La solution de la non-binarité des choix, de la résistance créatrice, de l’auto-détermination des valeurs, des normes est celle que Garcia partage avec d’autres dans une éthique nécessairement difficile. Virtuose ? On pourrait autant le dire de celle de Lévinas. Toute éthique nous dépasse, nous excède, nous déborde, et doit le faire pour nous ouvrir à l’autre.

Garcia propose une neutralisation dynamique de l’intensité : le plus et le moins électrique permettant d’entretenir l’électricité de la vie dans sa complexité.

Ce cap ambivalent sinue comme l’éclair, ce n’est pas le « juste milieu » aristotélicien évoqué plus tôt dans l’essai, ce sont les ramifications de la foudre, les remontées de la terre vers le ciel, les courants chaotiques du monde, l’incertitude, l’extrême lumière faisant voir les ténèbres comme le disait Agamben pour illustrer le contemporain.

Cette « ligne de crête » promise par Tristan Garcia est ce chemin étroit et escarpé de montagne, où derrière une crête se profile une autre crête. Pas les sommets nietzschéens, mais l’aventure des montées et des descentes, de crête en crête. Une philosophie de la marche. Pas le chemin du funambule, « un corde sur l’abîme » « entre la bête et le surhumain », le chemin de montagne avec l’attention aux mauvaises chutes et aux orages.

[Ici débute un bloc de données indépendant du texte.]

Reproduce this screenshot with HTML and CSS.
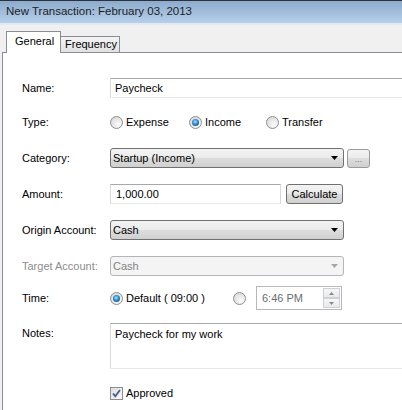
FILE: index.html
```html
<!DOCTYPE html>
<html>
<head>
<meta charset="utf-8">
<link rel="stylesheet" href="styles.css">
</head>
<body>
<div class="window">
  <div class="titlebar">New Transaction: February 03, 2013</div>
  <div class="tabstrip">
    <div class="tab tab-active">General</div>
    <div class="tab tab-inactive">Frequency</div>
  </div>
  <div class="panel">
    <div class="row">
      <span class="lbl">Name:</span>
      <div class="textbox tb-wide">Paycheck</div>
    </div>
    <div class="row row-type">
      <span class="lbl">Type:</span>
      <div class="opt opt-expense"><span class="radio"></span><span class="opt-text">Expense</span></div>
      <div class="opt opt-income"><span class="radio radio-on"></span><span class="opt-text">Income</span></div>
      <div class="opt"><span class="radio"></span><span class="opt-text">Transfer</span></div>
    </div>
    <div class="row">
      <span class="lbl">Category:</span>
      <div class="combo"><span>Startup (Income)</span>
        <svg class="arrow" width="7" height="4" viewBox="0 0 7 4"><path d="M0 0H7L3.5 4Z" fill="#000"/></svg>
      </div>
      <div class="btn btn-dots">...</div>
    </div>
    <div class="row">
      <span class="lbl">Amount:</span>
      <div class="textbox tb-amount">1,000.00</div>
      <div class="btn btn-calc">Calculate</div>
    </div>
    <div class="row">
      <span class="lbl">Origin Account:</span>
      <div class="combo"><span>Cash</span>
        <svg class="arrow" width="7" height="4" viewBox="0 0 7 4"><path d="M0 0H7L3.5 4Z" fill="#000"/></svg>
      </div>
    </div>
    <div class="row">
      <span class="lbl lbl-disabled">Target Account:</span>
      <div class="combo combo-disabled"><span>Cash</span>
        <svg class="arrow" width="7" height="4" viewBox="0 0 7 4"><path d="M0 0H7L3.5 4Z" fill="#a7a7a7"/></svg>
      </div>
    </div>
    <div class="row row-time">
      <span class="lbl">Time:</span>
      <div class="opt opt-default"><span class="radio radio-on"></span><span class="opt-text">Default ( 09:00 )</span></div>
      <span class="radio"></span>
      <div class="timebox">
        <span class="time-text">6:46 PM</span>
        <div class="spin">
          <div class="spin-btn"><svg width="5" height="3" viewBox="0 0 5 3"><path d="M0 3H5L2.5 0Z" fill="#8a8a8a"/></svg></div>
          <div class="spin-btn"><svg width="5" height="3" viewBox="0 0 5 3"><path d="M0 0H5L2.5 3Z" fill="#8a8a8a"/></svg></div>
        </div>
      </div>
    </div>
    <div class="row row-notes">
      <span class="lbl lbl-notes">Notes:</span>
      <div class="textarea">Paycheck for my work</div>
    </div>
    <div class="row row-approved">
      <span class="check"><svg width="11" height="11" viewBox="0 0 11 11"><path d="M2 5.5L4.3 8.2L9 2" fill="none" stroke="#4a5d92" stroke-width="1.8"/></svg></span>
      <span class="opt-text">Approved</span>
    </div>
  </div>
</div>
</body>
</html>
```
FILE: styles.css
```css
* { box-sizing: border-box; }
html, body { margin: 0; padding: 0; }
body {
  font-family: "Liberation Sans", Arial, sans-serif;
  font-size: 11px;
  color: #000;
  background: #f0f0f0;
}
.window {
  width: 402px;
  height: 410px;
  overflow: hidden;
  background: #f0f0f0;
  display: flex;
  flex-direction: column;
}
.titlebar {
  height: 23px;
  flex: none;
  border-top: 1px solid #2e3236;
  background: linear-gradient(#8cabcd, #b7d0ea);
  padding-left: 6px;
  font-size: 11.5px;
  line-height: 21px;
  color: #1e1e1e;
}
.tabstrip {
  height: 29px;
  flex: none;
  border-top: 2px solid #e2e9f2;
  display: flex;
  align-items: flex-end;
  padding-left: 6px;
}
.tab {
  border: 1px solid #898c95;
  border-bottom: none;
  line-height: 14px;
}
.tab-active {
  height: 22px;
  width: 55px;
  background: #fff;
  margin-bottom: -1px;
  position: relative;
  z-index: 1;
  padding: 2px 0 0 8px;
}
.tab-inactive {
  height: 16px;
  width: 60px;
  margin-left: -1px;
  background: linear-gradient(#f4f4f4, #e1e1e1);
  padding: 0 0 0 4px;
}
.panel {
  flex: 1;
  margin-left: 2px;
  border-top: 1px solid #898c95;
  border-left: 1px solid #898c95;
  background: #fff;
  padding: 25px 0 0 19px;
  display: flex;
  flex-direction: column;
}
.row {
  display: flex;
  align-items: center;
  height: 20px;
  flex: none;
  margin-top: 16px;
}
.row:first-child { margin-top: 0; }
.row-type { margin-top: 14px; }
.row-time { margin-top: 10px; height: 24px; }
.row-notes { margin-top: 13px; height: 46px; align-items: flex-start; }
.row-approved { margin-top: 15px; height: 18px; padding-left: 88px; }
.lbl { width: 88px; flex: none; }
.lbl-disabled { color: #8d8d8d; }
.lbl-notes { padding-top: 4px; }

.textbox {
  height: 20px;
  flex: none;
  border: 1px solid #d7d9de;
  border-top-color: #a5a8ad;
  border-bottom-color: #e3e9ef;
  background: #fff;
  padding: 0 4px;
  line-height: 18px;
}
.tb-wide { width: 310px; }
.tb-amount { width: 171px; padding-left: 5px; }

.opt { display: flex; align-items: center; flex: none; }
.opt-expense { width: 79px; }
.opt-income { width: 77px; }
.opt-default { width: 123px; }
.opt-text { margin-left: 3px; }

.radio {
  width: 13px;
  height: 13px;
  flex: none;
  border-radius: 50%;
  border: 1px solid #8e8f8f;
  background: radial-gradient(circle at 65% 70%, #fcfcfc 0, #e9e9e9 45%, #cfcfcf 100%);
  display: flex;
  align-items: center;
  justify-content: center;
}
.radio-on::after {
  content: "";
  width: 7px;
  height: 7px;
  border-radius: 50%;
  background: radial-gradient(circle at 45% 40%, #b4e4fb 0, #3f9ee0 35%, #155a94 75%, #0c3e6b 100%);
}

.combo {
  width: 234px;
  height: 20px;
  flex: none;
  border: 1px solid #707070;
  border-radius: 3px;
  background: linear-gradient(#f3f3f3 0, #ebebeb 50%, #dddddd 50%, #d0d0d0 100%);
  display: flex;
  align-items: center;
  justify-content: space-between;
  padding: 0 5px 0 2px;
}
.combo-disabled {
  border-color: #b2b6b9;
  background: #f4f4f4;
  color: #838383;
}
.arrow { flex: none; }

.btn {
  height: 20px;
  flex: none;
  border: 1px solid #707070;
  border-radius: 3px;
  background: linear-gradient(#f3f3f3 0, #ebebeb 50%, #dddddd 50%, #d0d0d0 100%);
  display: flex;
  align-items: center;
  justify-content: center;
}
.btn-dots {
  width: 23px;
  height: 19px;
  margin-left: 3px;
  color: #7a7a7a;
  font-size: 9px;
  align-items: flex-end;
  padding-bottom: 3px;
  border-color: #9a9a9a;
}
.btn-calc {
  width: 57px;
  margin-left: 5px;
}

.timebox {
  width: 86px;
  height: 24px;
  flex: none;
  margin-left: 10px;
  border: 1px solid #b5b9bd;
  background: #fff;
  display: flex;
  align-items: center;
  justify-content: space-between;
  padding: 1px 1px 1px 5px;
}
.time-text { color: #6d6d6d; }
.spin {
  width: 17px;
  height: 100%;
  display: flex;
  flex-direction: column;
}
.spin-btn {
  flex: 1;
  border: 1px solid #cfd2d5;
  background: linear-gradient(#f7f7f7, #e9e9e9);
  display: flex;
  align-items: center;
  justify-content: center;
}

.textarea {
  width: 310px;
  height: 46px;
  flex: none;
  border: 1px solid #d7d9de;
  border-top-color: #a5a8ad;
  border-bottom-color: #e3e9ef;
  padding: 3px 4px;
  line-height: 14px;
}

.check {
  width: 13px;
  height: 13px;
  flex: none;
  border: 1px solid #8e8f8f;
  background: linear-gradient(135deg, #dcdcdc, #fbfbfb);
  display: flex;
  align-items: center;
  justify-content: center;
}
```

Et pourquoi ne pas quitter aussi les crêtes pour les multiplier partout, s’aventurer dans la vallée, goûter le spectacle des forêts sur lesquelles tombe la nuit, où les ampoules grésillent, où les néons clignotent, où la résine libère ses sucs, où la vie, toute mêlée refuse à cette opération de jonglage entre les contraires au-dessus de l’abîme, car ils sont là, dans les rendez-vous ratés, dans la route qui zigzague, et qu’il faut arpenter, dans les lignes de failles partant dans tous les sens, n’allant nulle part, en haut, en bas, creusant la terre et bitume, le ciel et la vie, et que cela – littérature – suffit à vous faire une philosophie.